DESCRIPTION OF THE TASK: From the listing below, pull out every line where the string "React" appears.

SOURCE EXCERPT:
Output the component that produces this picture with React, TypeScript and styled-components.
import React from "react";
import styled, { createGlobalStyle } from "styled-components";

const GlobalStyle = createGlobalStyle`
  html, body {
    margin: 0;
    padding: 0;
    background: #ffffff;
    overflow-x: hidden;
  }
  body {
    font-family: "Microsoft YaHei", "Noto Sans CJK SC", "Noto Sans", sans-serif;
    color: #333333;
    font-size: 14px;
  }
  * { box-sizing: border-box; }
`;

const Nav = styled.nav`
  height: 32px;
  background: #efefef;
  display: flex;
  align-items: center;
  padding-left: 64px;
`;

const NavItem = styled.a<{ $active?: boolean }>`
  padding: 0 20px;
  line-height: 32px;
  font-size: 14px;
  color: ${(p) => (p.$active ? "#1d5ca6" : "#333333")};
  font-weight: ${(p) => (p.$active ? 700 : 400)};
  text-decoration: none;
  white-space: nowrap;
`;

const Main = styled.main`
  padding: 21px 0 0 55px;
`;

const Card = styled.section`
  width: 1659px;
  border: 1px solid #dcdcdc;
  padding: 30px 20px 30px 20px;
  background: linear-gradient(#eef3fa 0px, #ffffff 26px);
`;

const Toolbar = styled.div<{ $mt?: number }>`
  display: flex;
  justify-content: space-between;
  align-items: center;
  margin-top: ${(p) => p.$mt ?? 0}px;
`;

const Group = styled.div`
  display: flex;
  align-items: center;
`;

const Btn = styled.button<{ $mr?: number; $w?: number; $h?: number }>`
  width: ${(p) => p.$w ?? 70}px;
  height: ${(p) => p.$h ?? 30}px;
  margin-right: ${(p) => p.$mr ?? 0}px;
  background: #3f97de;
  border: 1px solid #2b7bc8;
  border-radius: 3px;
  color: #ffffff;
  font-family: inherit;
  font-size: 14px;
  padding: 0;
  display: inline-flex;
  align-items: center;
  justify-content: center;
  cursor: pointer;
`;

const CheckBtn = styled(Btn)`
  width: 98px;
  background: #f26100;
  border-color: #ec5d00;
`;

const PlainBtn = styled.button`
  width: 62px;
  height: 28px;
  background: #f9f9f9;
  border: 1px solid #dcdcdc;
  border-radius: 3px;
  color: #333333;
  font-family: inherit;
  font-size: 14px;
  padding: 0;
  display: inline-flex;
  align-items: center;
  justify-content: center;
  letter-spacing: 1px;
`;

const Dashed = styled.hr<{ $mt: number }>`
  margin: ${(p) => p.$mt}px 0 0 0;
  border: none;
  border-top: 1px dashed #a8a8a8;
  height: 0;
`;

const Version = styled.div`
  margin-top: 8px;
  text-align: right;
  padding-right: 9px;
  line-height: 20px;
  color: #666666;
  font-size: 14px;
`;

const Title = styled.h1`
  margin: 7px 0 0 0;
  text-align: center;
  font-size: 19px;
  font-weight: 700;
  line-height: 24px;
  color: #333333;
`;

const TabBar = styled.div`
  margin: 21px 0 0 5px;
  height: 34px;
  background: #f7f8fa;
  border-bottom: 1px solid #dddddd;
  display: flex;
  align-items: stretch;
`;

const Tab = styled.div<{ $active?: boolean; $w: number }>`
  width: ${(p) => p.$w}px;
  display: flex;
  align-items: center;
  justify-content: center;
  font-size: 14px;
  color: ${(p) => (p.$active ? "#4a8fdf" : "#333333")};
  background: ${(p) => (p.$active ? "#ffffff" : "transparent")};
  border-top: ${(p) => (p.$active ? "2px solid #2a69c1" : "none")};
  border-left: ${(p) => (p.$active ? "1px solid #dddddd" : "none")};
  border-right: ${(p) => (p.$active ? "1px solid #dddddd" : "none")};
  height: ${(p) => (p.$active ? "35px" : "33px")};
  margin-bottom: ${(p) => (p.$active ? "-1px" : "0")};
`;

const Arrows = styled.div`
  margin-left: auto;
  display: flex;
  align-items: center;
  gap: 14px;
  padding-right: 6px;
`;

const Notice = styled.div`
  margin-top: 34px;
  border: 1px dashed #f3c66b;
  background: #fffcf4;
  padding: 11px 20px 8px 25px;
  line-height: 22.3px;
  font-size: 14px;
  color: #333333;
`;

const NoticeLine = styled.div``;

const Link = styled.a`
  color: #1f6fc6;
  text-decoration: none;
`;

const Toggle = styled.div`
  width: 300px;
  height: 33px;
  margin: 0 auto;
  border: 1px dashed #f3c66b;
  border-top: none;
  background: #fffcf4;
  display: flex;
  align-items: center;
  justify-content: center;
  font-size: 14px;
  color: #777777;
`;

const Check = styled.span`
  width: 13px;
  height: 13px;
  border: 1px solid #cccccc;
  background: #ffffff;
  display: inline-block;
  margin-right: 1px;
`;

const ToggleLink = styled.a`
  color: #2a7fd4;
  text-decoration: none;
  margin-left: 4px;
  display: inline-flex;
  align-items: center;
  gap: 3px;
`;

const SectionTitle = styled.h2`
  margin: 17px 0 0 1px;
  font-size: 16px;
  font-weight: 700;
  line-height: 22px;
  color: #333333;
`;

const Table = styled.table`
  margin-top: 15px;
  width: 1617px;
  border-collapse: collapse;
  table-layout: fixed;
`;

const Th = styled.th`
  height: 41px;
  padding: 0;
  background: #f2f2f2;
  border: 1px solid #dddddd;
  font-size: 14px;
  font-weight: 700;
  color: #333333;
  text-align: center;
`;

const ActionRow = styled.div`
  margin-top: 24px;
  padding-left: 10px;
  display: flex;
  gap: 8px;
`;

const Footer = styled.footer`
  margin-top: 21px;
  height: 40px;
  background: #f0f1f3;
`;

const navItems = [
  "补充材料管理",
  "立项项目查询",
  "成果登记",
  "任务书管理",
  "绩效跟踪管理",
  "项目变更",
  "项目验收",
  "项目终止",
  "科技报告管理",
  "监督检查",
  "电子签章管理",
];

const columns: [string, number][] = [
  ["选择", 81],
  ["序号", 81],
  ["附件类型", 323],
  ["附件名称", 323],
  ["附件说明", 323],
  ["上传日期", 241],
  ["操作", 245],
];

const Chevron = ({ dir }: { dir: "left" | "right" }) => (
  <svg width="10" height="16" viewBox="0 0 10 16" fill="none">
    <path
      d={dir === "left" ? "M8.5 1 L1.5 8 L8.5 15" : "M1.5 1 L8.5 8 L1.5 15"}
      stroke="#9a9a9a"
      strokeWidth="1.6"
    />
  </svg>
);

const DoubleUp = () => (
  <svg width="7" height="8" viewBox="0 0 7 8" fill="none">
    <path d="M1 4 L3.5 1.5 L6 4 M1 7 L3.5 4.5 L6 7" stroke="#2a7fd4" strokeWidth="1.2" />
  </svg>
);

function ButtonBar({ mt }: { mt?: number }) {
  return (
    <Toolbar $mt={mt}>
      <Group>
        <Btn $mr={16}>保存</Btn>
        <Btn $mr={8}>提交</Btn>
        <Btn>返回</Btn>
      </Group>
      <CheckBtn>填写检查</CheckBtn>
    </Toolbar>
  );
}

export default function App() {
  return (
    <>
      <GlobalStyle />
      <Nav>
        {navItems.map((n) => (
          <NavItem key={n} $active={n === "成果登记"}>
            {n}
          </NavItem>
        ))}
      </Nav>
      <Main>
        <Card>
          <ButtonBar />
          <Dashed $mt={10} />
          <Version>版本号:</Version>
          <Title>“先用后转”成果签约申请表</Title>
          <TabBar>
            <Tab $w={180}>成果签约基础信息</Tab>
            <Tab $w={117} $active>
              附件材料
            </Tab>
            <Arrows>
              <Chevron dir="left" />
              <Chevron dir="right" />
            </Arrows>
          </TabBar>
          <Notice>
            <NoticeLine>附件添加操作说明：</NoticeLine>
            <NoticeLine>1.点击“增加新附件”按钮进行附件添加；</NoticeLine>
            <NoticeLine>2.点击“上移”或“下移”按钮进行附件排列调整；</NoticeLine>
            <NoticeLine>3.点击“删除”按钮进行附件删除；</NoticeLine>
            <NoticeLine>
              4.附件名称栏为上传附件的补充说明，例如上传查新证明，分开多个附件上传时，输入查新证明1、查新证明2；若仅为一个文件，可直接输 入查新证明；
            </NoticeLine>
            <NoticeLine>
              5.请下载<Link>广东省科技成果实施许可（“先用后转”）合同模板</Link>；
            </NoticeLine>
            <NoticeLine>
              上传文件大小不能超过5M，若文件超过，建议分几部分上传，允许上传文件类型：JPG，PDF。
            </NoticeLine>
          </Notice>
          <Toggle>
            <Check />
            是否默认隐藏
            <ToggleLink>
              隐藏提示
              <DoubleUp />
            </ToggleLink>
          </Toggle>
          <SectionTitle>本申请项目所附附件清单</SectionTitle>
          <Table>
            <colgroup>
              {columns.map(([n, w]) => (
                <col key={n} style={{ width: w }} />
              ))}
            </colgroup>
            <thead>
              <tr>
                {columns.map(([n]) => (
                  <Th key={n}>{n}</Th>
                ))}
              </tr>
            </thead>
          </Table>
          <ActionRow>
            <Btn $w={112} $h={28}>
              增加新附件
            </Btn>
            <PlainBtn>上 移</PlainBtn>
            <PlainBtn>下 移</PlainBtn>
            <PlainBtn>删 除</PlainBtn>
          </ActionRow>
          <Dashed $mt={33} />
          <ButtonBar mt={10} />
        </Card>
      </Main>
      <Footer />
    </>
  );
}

WRITTEN ANSWER:
Output the component that produces this picture with React, TypeScript and styled-components.
import React from "react";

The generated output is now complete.